This is long, but if you are considering working for this company I recommend reading it ...
There are/were 28 hours of classroom training. You were supposed to be paid $175 upon completion of this training. There were about a eight hires in my class. The training was an unorganized waste of time. The first day it was revealed that in addition to the 28 hours of classroom training, there would be a couple hours of take home training every night.
Older, more experienced job seekers were able to recognize the sham quicker than myself, and two of the eight did not return the second day. Even more dropped of the next. When I left, there was only one other trainee remaining and he was young, green, recent college grad like myself. We were past 28 hours of in-class training, we had not received $175, and management was unwilling to say how many more hours of training were required (they estimated six more hours).
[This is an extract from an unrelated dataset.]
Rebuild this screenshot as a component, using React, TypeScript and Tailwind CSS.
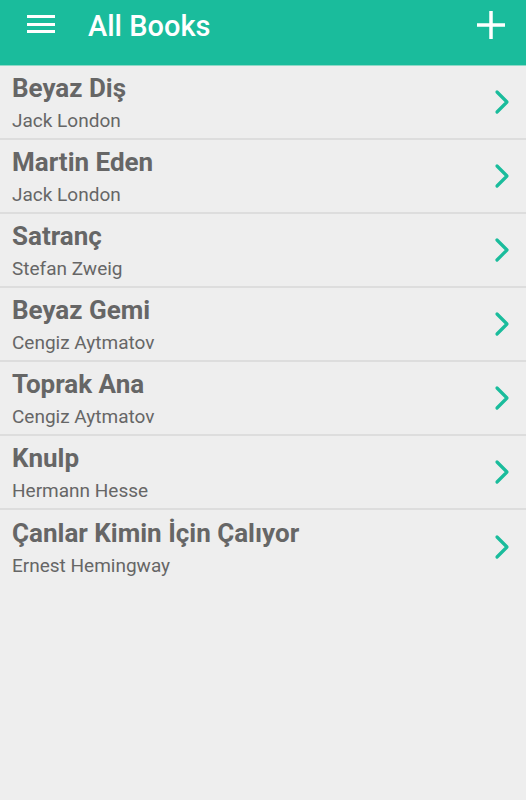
const books = [
  { title: "Beyaz Diş", author: "Jack London" },
  { title: "Martin Eden", author: "Jack London" },
  { title: "Satranç", author: "Stefan Zweig" },
  { title: "Beyaz Gemi", author: "Cengiz Aytmatov" },
  { title: "Toprak Ana", author: "Cengiz Aytmatov" },
  { title: "Knulp", author: "Hermann Hesse" },
  { title: "Çanlar Kimin İçin Çalıyor", author: "Ernest Hemingway" },
];

function Chevron() {
  return (
    <svg width="16" height="26" viewBox="0 0 16 26" fill="none">
      <polyline
        points="3,3 13,13 3,23"
        stroke="#1abc9c"
        strokeWidth="3.2"
        strokeLinecap="round"
        strokeLinejoin="round"
      />
    </svg>
  );
}

export default function App() {
  return (
    <div className="min-h-[800px] w-[526px] bg-[#eeeeee] font-['Roboto',sans-serif]">
      <header className="flex h-[66px] items-start border-b border-[#8fd9c7] bg-[#1abc9c]">
        <div className="ml-[27px] mt-[15px] flex w-[28px] flex-col gap-[4.5px]">
          <div className="h-[3px] bg-white" />
          <div className="h-[3px] bg-white" />
          <div className="h-[3px] bg-white" />
        </div>
        <h1 className="ml-[33px] mt-[9px] text-[29px] font-medium leading-[34px] text-white">
          All Books
        </h1>
        <div className="ml-auto mr-[21px] mt-[11px] flex">
          <svg width="28" height="28" viewBox="0 0 28 28">
            <rect x="0" y="12.25" width="28" height="3.5" fill="#fff" />
            <rect x="12.25" y="0" width="3.5" height="28" fill="#fff" />
          </svg>
        </div>
      </header>
      <ul>
        {books.map((b, i) => (
          <li
            key={b.title}
            className={`flex h-[74px] items-center pl-[12px] pr-[16px] ${
              i < books.length - 1 ? "border-b-2 border-[#dddddd]" : ""
            }`}
          >
            <div className="flex flex-1 flex-col pt-[1px]">
              <span className="text-[26px] font-bold leading-[30px] text-[#666666]">{b.title}</span>
              <span className="mt-[7px] text-[19px] leading-[22px] text-[#666666]">{b.author}</span>
            </div>
            <Chevron />
          </li>
        ))}
      </ul>
    </div>
  );
}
I arranged a meeting with the executive director (who was in charge of hiring), to discuss what how this could be resolved. We were to meet early in the morning, before training started. He did not arrive the day we were to meet, so I sat through another day of training. The next day I showed up again, sat down in their lobby, and said I was waiting until the executive director arrived. Front desk called and let him know. He showed up and hour or two later.
During this meeting, I mentioned that I needed to receive in writing the hourly wage I was quoted during the interview process, $13. He said he would need to check with someone or something before doing so.
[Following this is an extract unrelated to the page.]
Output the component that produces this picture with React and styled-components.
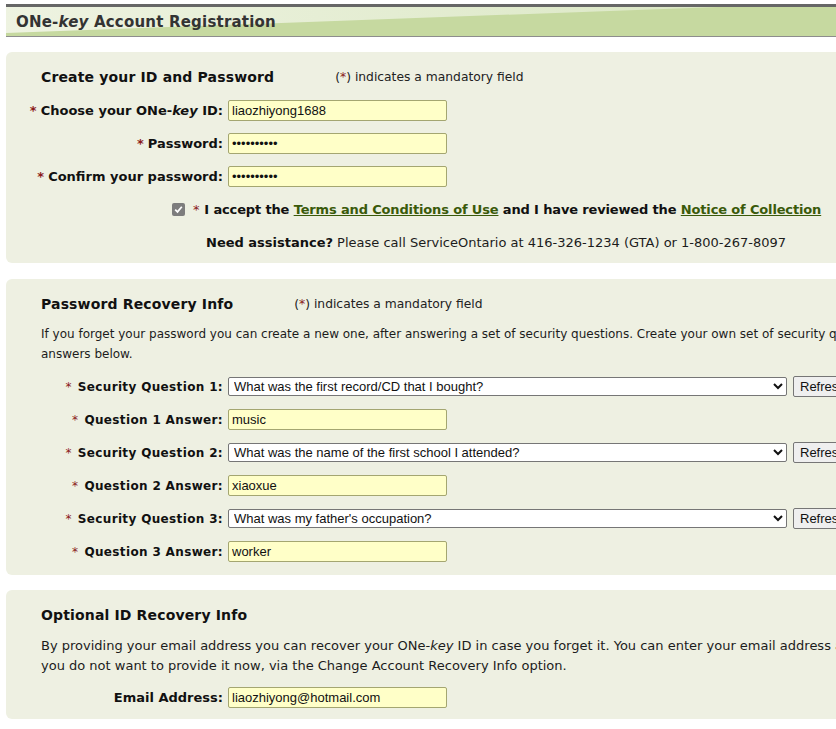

I then brought up that the $175 for training was for 28 hours, and that I'd like to be compensated accordingly for the extra hours. He refused, saying that even though the training is supposed to be 28 hours, the $175 is for up to 34 hours. This had never been mentioned before. To lessen the blow, he told me I would receive 20 hours of work a week after training. I was young and dumb, and was unwilling to just call the 30ish hours I had already invested in training a bust.
Because the amount of training left was undetermined, I asked if he could agree to pay $5.15 an hour (175/34) for however many hours of training ended up being required. He agreed.
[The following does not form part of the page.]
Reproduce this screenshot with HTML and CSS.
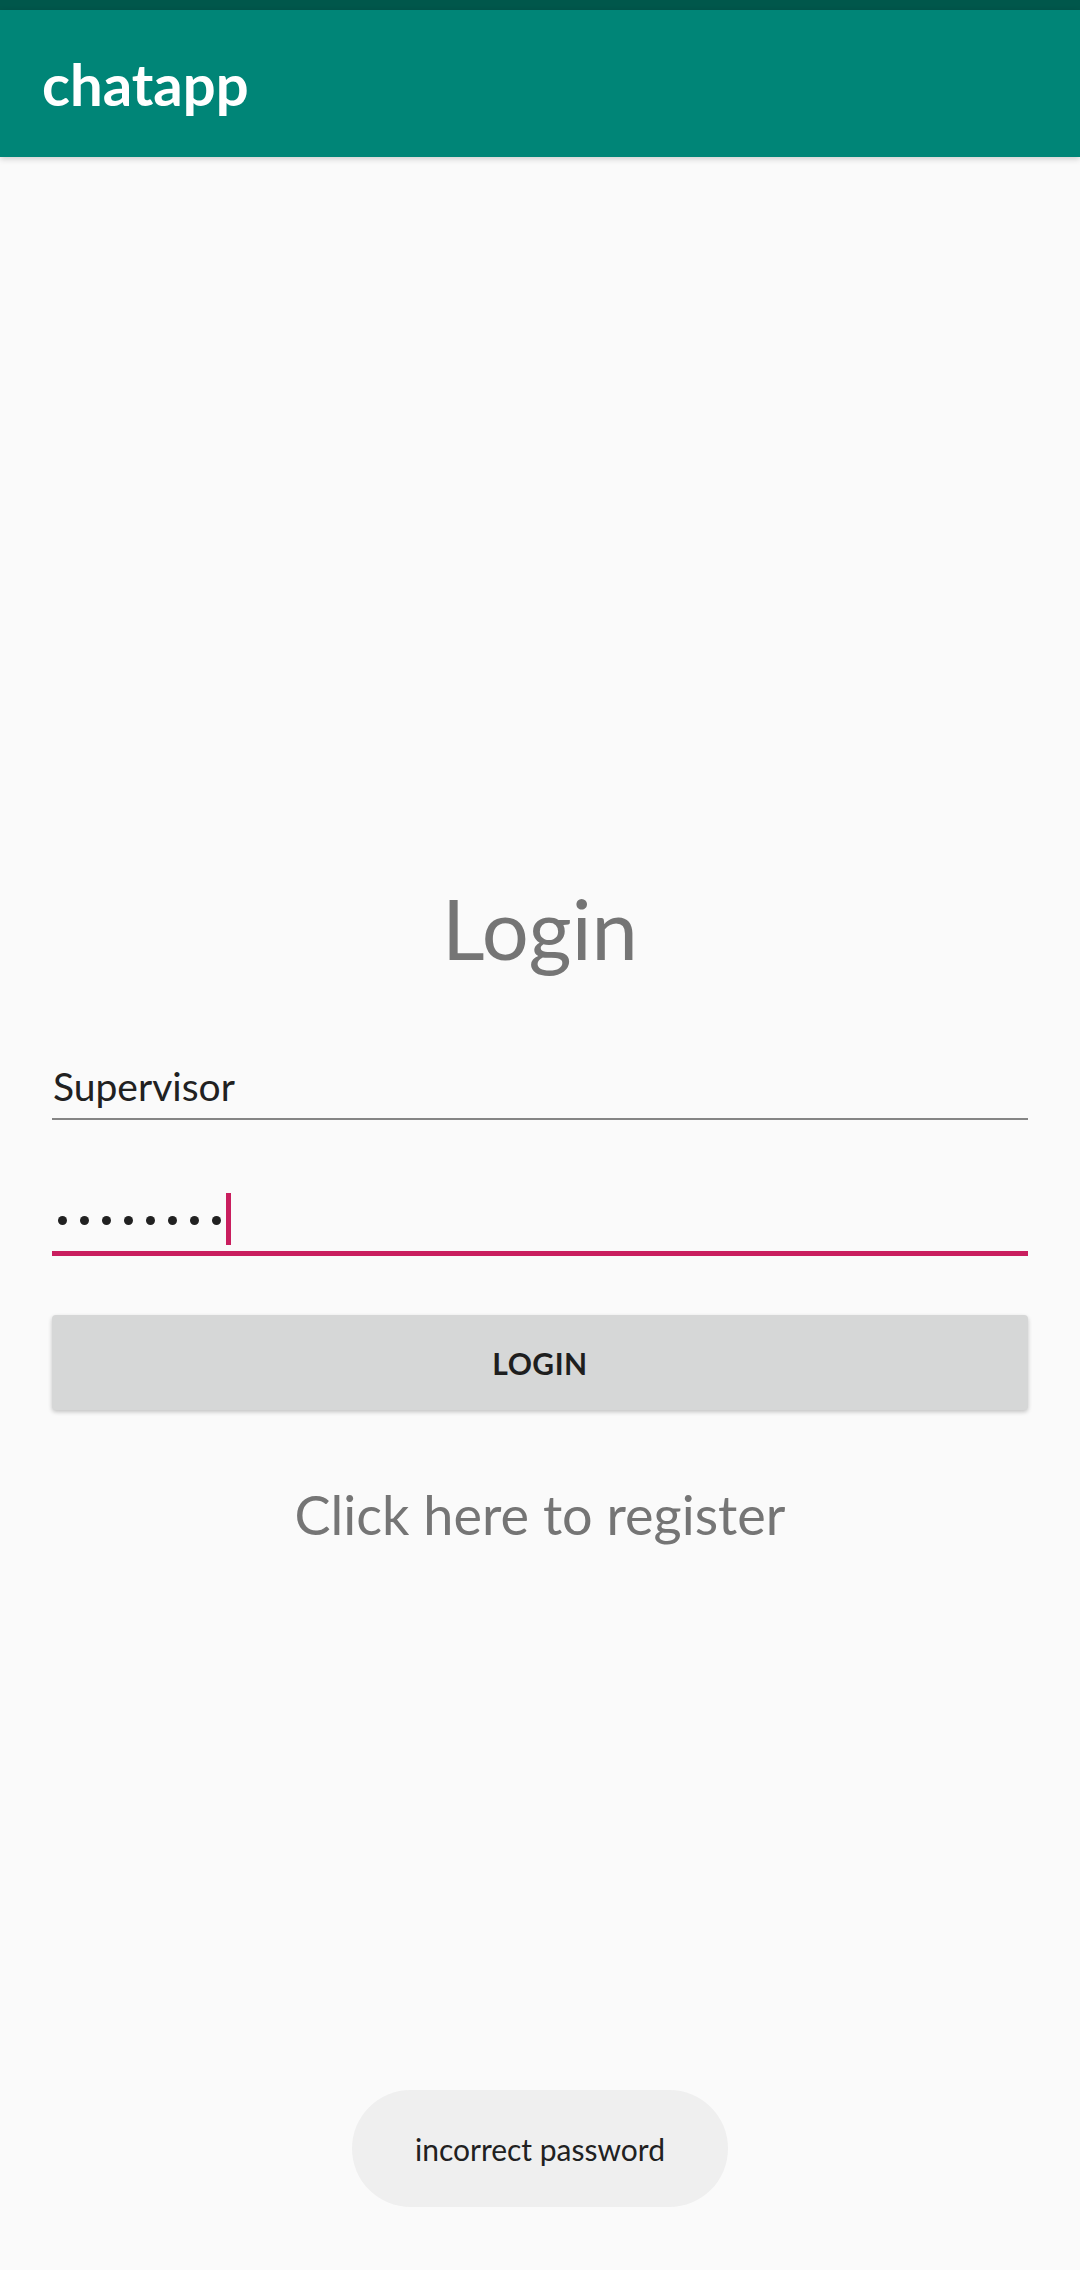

I said I'd follow up with email so we could have this all in writing. He was visibly taken aback when I said this.
I sent him the email after the meeting with the discussed terms in writing, and he replied back that he actually could not agree to the terms we discussed. He said I actually could receive as little as four hours a week at two hours a day. His email did not address at all the $5.15/hour for training mentioned in my email. His email said he apologized about quoting $13 during the interview process; they would actually be paying me $12.50 an hour. I have all these specific details years later because I have kept the emails.
I replied back he could begin paying me $12.50 hourly tomorrow -- no matter if they had me working or doing more training -- or it just wasn’t a good fit. He agreed it wasn’t a good fit. I never received a dollar of the $175, despite having completed at least 28 hours of training.